At x = 1: f(1) = 1/2, so a stationary point at (1, 1/2). At x = −1: f(−1) = −1/2, so a stationary point at (−1, −1/2). [1 mark — both stationary points found with y-coordinates.]

Sign of f′(x) (driven by sign of 1 − x²):

x:   −2   −1   0   1   2
1 − x²: −   0   +   0   −
f′(x):    −   0   +   0   −

At x = −1: sign changes − → +, so (−1, −1/2) is a local minimum. [1 mark — minimum.]

At x = +1: sign changes + → −, so (1, 1/2) is a local maximum. [1 mark — maximum.]

Part (c). f(0) = 0 and f′(0) = (1 − 0)/(0 + 1)² = 1. Tangent at the origin: y = x. [1 mark — tangent equation.]

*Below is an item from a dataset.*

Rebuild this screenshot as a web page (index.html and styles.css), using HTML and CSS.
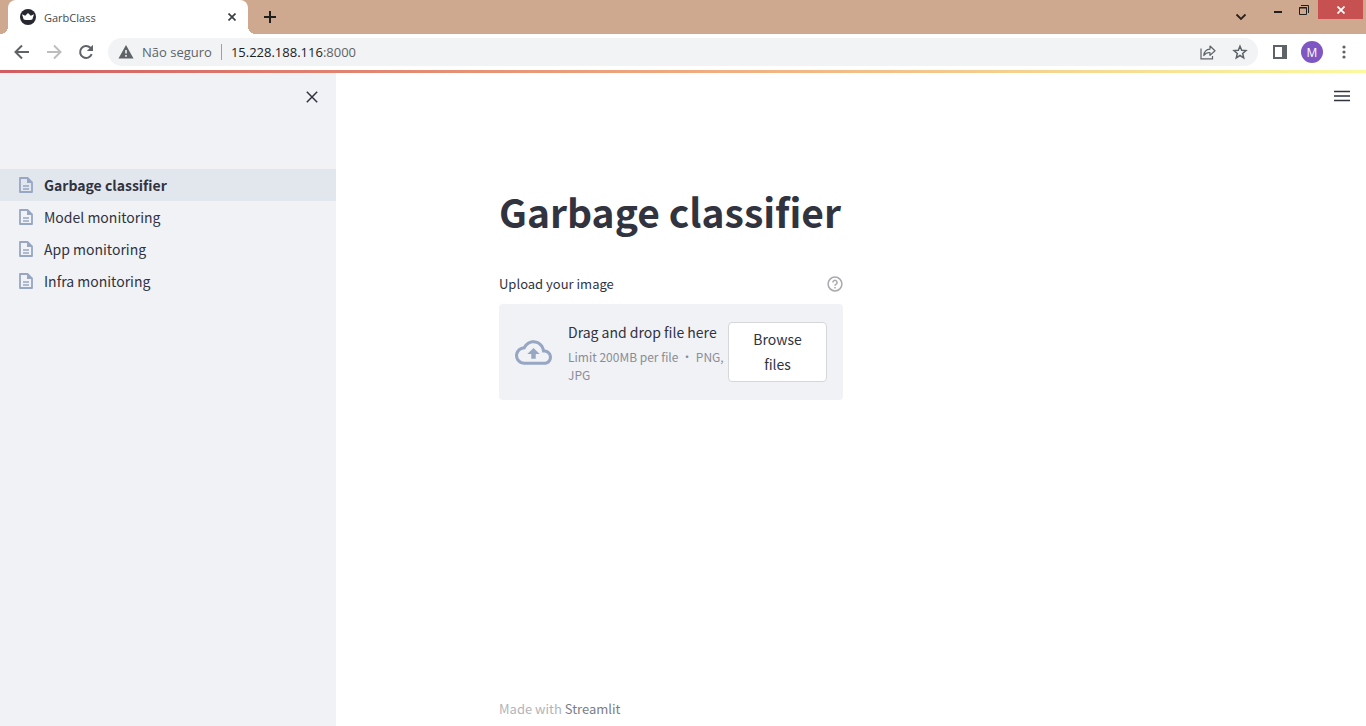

To find intersections of the tangent with C, set x/(x² + 1) = x. Multiplying through (x² + 1 > 0): x = x(x² + 1), so x · x² = 0, i.e. x³ = 0, giving x = 0 only. Therefore the tangent meets C only at the origin (it is tangent everywhere else either above or below the curve). [1 mark — unique intersection justified.]

Total: 7/7.

Band descriptors for marker.

Band 3: Sets up quotient rule but has algebra slip in numerator; finds one stationary point only; no classification or tangent. ≈ 2-3 marks.

Band 4: Completes part (a) cleanly. Finds both stationary points but classifies only one, or classifies by inspection without justification. ≈ 4-5 marks.

Band 5: Both stationary points classified with a sign table or second derivative. Tangent equation correct but no uniqueness reasoning. ≈ 5-6 marks.

Band 6: All three parts complete; uses (x² + 1)² > 0 to reduce f′(x) = 0 to numerator only; tangent equation supported by both f(0) and f′(0); uniqueness shown algebraically. 7/7.